▶ REQUEST:
Make an exact copy of the entries below.
═══
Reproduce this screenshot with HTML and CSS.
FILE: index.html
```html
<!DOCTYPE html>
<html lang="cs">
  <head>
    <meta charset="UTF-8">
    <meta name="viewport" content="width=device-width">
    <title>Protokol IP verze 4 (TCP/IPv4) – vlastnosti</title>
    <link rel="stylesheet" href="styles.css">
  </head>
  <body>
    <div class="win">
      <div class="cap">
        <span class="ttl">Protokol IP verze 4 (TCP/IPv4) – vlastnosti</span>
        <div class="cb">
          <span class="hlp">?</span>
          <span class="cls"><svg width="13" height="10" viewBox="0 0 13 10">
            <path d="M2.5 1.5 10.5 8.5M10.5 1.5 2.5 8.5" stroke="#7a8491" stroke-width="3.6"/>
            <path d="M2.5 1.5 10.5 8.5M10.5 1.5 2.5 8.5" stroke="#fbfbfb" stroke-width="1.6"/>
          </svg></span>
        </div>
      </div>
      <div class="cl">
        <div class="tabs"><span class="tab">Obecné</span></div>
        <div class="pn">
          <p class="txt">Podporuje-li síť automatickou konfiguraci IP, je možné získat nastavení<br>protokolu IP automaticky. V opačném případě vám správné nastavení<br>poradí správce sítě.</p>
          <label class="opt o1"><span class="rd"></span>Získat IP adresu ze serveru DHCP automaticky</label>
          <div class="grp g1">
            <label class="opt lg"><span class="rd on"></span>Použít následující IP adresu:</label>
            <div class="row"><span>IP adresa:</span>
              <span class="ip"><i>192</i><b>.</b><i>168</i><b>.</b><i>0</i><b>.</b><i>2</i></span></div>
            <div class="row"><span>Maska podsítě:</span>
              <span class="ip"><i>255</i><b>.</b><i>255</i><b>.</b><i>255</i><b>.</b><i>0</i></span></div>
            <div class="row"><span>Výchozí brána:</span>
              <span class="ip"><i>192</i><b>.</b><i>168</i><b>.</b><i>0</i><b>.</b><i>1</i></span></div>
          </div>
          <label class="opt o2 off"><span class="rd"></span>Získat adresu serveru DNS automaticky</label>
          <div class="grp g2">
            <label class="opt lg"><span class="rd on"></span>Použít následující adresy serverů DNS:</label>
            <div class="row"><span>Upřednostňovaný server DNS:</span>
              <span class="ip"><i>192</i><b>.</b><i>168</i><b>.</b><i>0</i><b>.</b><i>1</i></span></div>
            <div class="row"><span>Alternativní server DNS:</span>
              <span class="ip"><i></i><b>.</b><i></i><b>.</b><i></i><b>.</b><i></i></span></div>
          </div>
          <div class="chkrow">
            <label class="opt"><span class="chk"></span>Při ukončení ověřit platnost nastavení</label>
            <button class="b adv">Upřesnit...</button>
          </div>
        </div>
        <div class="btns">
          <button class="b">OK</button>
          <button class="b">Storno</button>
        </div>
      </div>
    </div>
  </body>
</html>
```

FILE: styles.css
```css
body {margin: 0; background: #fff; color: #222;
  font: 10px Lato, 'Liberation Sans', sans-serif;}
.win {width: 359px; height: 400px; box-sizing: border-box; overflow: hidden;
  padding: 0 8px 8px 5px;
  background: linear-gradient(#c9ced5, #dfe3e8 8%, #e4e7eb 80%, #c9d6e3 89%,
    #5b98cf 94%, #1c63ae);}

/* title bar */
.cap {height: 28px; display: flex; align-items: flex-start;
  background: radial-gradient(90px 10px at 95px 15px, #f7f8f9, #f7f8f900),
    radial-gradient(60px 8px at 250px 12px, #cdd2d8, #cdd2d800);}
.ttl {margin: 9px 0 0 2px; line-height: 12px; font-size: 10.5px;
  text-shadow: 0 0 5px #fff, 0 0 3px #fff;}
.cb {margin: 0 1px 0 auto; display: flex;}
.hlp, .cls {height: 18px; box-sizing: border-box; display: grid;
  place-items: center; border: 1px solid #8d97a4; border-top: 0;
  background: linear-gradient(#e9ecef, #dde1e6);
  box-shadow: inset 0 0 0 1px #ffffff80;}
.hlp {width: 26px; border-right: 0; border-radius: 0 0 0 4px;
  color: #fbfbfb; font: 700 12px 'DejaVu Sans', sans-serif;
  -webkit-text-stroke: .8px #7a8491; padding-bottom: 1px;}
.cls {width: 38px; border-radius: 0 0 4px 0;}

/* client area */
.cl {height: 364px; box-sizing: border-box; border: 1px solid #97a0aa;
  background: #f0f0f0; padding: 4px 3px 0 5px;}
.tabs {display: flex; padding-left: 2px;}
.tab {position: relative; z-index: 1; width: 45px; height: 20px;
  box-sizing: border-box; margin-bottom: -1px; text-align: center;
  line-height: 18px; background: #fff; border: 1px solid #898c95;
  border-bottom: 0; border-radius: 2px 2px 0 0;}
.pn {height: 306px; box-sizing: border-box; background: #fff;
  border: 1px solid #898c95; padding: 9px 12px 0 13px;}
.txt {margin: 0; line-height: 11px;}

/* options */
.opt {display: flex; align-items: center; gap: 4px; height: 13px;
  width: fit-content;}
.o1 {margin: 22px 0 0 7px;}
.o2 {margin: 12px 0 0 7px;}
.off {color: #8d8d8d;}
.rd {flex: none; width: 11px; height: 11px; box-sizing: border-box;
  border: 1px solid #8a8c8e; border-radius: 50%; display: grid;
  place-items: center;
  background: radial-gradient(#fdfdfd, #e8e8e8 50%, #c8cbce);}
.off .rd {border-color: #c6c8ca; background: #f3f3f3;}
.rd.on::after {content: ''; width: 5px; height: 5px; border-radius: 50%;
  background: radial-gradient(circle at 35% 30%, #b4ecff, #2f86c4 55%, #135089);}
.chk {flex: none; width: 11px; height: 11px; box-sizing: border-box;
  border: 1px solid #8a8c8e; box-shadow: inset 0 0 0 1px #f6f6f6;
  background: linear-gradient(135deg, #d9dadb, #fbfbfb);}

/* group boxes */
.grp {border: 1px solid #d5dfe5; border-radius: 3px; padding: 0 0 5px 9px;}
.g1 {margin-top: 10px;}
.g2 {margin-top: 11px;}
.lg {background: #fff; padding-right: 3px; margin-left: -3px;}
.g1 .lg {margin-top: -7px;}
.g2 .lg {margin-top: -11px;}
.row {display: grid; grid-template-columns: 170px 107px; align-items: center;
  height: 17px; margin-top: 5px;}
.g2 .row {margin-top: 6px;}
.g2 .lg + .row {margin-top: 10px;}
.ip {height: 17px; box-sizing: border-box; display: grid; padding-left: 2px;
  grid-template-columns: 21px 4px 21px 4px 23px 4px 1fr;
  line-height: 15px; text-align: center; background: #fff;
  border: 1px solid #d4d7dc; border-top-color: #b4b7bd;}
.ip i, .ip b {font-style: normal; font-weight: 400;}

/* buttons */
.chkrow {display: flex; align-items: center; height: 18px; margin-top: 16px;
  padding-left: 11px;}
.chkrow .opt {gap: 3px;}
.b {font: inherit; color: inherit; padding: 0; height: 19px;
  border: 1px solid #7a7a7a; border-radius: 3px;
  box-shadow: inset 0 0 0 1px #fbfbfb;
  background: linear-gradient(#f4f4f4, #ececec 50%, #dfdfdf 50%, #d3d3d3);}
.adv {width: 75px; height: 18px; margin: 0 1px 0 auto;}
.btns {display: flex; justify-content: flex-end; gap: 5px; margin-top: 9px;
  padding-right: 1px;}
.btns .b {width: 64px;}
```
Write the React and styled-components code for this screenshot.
═══
▶ RESULT FOR THIS TASK:
Reproduce this screenshot with HTML and CSS.
FILE: index.html
```html
<!DOCTYPE html>
<html lang="cs">
  <head>
    <meta charset="UTF-8">
    <meta name="viewport" content="width=device-width">
    <title>Protokol IP verze 4 (TCP/IPv4) – vlastnosti</title>
    <link rel="stylesheet" href="styles.css">
  </head>
  <body>
    <div class="win">
      <div class="cap">
        <span class="ttl">Protokol IP verze 4 (TCP/IPv4) – vlastnosti</span>
        <div class="cb">
          <span class="hlp">?</span>
          <span class="cls"><svg width="13" height="10" viewBox="0 0 13 10">
            <path d="M2.5 1.5 10.5 8.5M10.5 1.5 2.5 8.5" stroke="#7a8491" stroke-width="3.6"/>
            <path d="M2.5 1.5 10.5 8.5M10.5 1.5 2.5 8.5" stroke="#fbfbfb" stroke-width="1.6"/>
          </svg></span>
        </div>
      </div>
      <div class="cl">
        <div class="tabs"><span class="tab">Obecné</span></div>
        <div class="pn">
          <p class="txt">Podporuje-li síť automatickou konfiguraci IP, je možné získat nastavení<br>protokolu IP automaticky. V opačném případě vám správné nastavení<br>poradí správce sítě.</p>
          <label class="opt o1"><span class="rd"></span>Získat IP adresu ze serveru DHCP automaticky</label>
          <div class="grp g1">
            <label class="opt lg"><span class="rd on"></span>Použít následující IP adresu:</label>
            <div class="row"><span>IP adresa:</span>
              <span class="ip"><i>192</i><b>.</b><i>168</i><b>.</b><i>0</i><b>.</b><i>2</i></span></div>
            <div class="row"><span>Maska podsítě:</span>
              <span class="ip"><i>255</i><b>.</b><i>255</i><b>.</b><i>255</i><b>.</b><i>0</i></span></div>
            <div class="row"><span>Výchozí brána:</span>
              <span class="ip"><i>192</i><b>.</b><i>168</i><b>.</b><i>0</i><b>.</b><i>1</i></span></div>
          </div>
          <label class="opt o2 off"><span class="rd"></span>Získat adresu serveru DNS automaticky</label>
          <div class="grp g2">
            <label class="opt lg"><span class="rd on"></span>Použít následující adresy serverů DNS:</label>
            <div class="row"><span>Upřednostňovaný server DNS:</span>
              <span class="ip"><i>192</i><b>.</b><i>168</i><b>.</b><i>0</i><b>.</b><i>1</i></span></div>
            <div class="row"><span>Alternativní server DNS:</span>
              <span class="ip"><i></i><b>.</b><i></i><b>.</b><i></i><b>.</b><i></i></span></div>
          </div>
          <div class="chkrow">
            <label class="opt"><span class="chk"></span>Při ukončení ověřit platnost nastavení</label>
            <button class="b adv">Upřesnit...</button>
          </div>
        </div>
        <div class="btns">
          <button class="b">OK</button>
          <button class="b">Storno</button>
        </div>
      </div>
    </div>
  </body>
</html>
```

FILE: styles.css
```css
body {margin: 0; background: #fff; color: #222;
  font: 10px Lato, 'Liberation Sans', sans-serif;}
.win {width: 359px; height: 400px; box-sizing: border-box; overflow: hidden;
  padding: 0 8px 8px 5px;
  background: linear-gradient(#c9ced5, #dfe3e8 8%, #e4e7eb 80%, #c9d6e3 89%,
    #5b98cf 94%, #1c63ae);}

/* title bar */
.cap {height: 28px; display: flex; align-items: flex-start;
  background: radial-gradient(90px 10px at 95px 15px, #f7f8f9, #f7f8f900),
    radial-gradient(60px 8px at 250px 12px, #cdd2d8, #cdd2d800);}
.ttl {margin: 9px 0 0 2px; line-height: 12px; font-size: 10.5px;
  text-shadow: 0 0 5px #fff, 0 0 3px #fff;}
.cb {margin: 0 1px 0 auto; display: flex;}
.hlp, .cls {height: 18px; box-sizing: border-box; display: grid;
  place-items: center; border: 1px solid #8d97a4; border-top: 0;
  background: linear-gradient(#e9ecef, #dde1e6);
  box-shadow: inset 0 0 0 1px #ffffff80;}
.hlp {width: 26px; border-right: 0; border-radius: 0 0 0 4px;
  color: #fbfbfb; font: 700 12px 'DejaVu Sans', sans-serif;
  -webkit-text-stroke: .8px #7a8491; padding-bottom: 1px;}
.cls {width: 38px; border-radius: 0 0 4px 0;}

/* client area */
.cl {height: 364px; box-sizing: border-box; border: 1px solid #97a0aa;
  background: #f0f0f0; padding: 4px 3px 0 5px;}
.tabs {display: flex; padding-left: 2px;}
.tab {position: relative; z-index: 1; width: 45px; height: 20px;
  box-sizing: border-box; margin-bottom: -1px; text-align: center;
  line-height: 18px; background: #fff; border: 1px solid #898c95;
  border-bottom: 0; border-radius: 2px 2px 0 0;}
.pn {height: 306px; box-sizing: border-box; background: #fff;
  border: 1px solid #898c95; padding: 9px 12px 0 13px;}
.txt {margin: 0; line-height: 11px;}

/* options */
.opt {display: flex; align-items: center; gap: 4px; height: 13px;
  width: fit-content;}
.o1 {margin: 22px 0 0 7px;}
.o2 {margin: 12px 0 0 7px;}
.off {color: #8d8d8d;}
.rd {flex: none; width: 11px; height: 11px; box-sizing: border-box;
  border: 1px solid #8a8c8e; border-radius: 50%; display: grid;
  place-items: center;
  background: radial-gradient(#fdfdfd, #e8e8e8 50%, #c8cbce);}
.off .rd {border-color: #c6c8ca; background: #f3f3f3;}
.rd.on::after {content: ''; width: 5px; height: 5px; border-radius: 50%;
  background: radial-gradient(circle at 35% 30%, #b4ecff, #2f86c4 55%, #135089);}
.chk {flex: none; width: 11px; height: 11px; box-sizing: border-box;
  border: 1px solid #8a8c8e; box-shadow: inset 0 0 0 1px #f6f6f6;
  background: linear-gradient(135deg, #d9dadb, #fbfbfb);}

/* group boxes */
.grp {border: 1px solid #d5dfe5; border-radius: 3px; padding: 0 0 5px 9px;}
.g1 {margin-top: 10px;}
.g2 {margin-top: 11px;}
.lg {background: #fff; padding-right: 3px; margin-left: -3px;}
.g1 .lg {margin-top: -7px;}
.g2 .lg {margin-top: -11px;}
.row {display: grid; grid-template-columns: 170px 107px; align-items: center;
  height: 17px; margin-top: 5px;}
.g2 .row {margin-top: 6px;}
.g2 .lg + .row {margin-top: 10px;}
.ip {height: 17px; box-sizing: border-box; display: grid; padding-left: 2px;
  grid-template-columns: 21px 4px 21px 4px 23px 4px 1fr;
  line-height: 15px; text-align: center; background: #fff;
  border: 1px solid #d4d7dc; border-top-color: #b4b7bd;}
.ip i, .ip b {font-style: normal; font-weight: 400;}

/* buttons */
.chkrow {display: flex; align-items: center; height: 18px; margin-top: 16px;
  padding-left: 11px;}
.chkrow .opt {gap: 3px;}
.b {font: inherit; color: inherit; padding: 0; height: 19px;
  border: 1px solid #7a7a7a; border-radius: 3px;
  box-shadow: inset 0 0 0 1px #fbfbfb;
  background: linear-gradient(#f4f4f4, #ececec 50%, #dfdfdf 50%, #d3d3d3);}
.adv {width: 75px; height: 18px; margin: 0 1px 0 auto;}
.btns {display: flex; justify-content: flex-end; gap: 5px; margin-top: 9px;
  padding-right: 1px;}
.btns .b {width: 64px;}
```
Write the React and styled-components code for this screenshot.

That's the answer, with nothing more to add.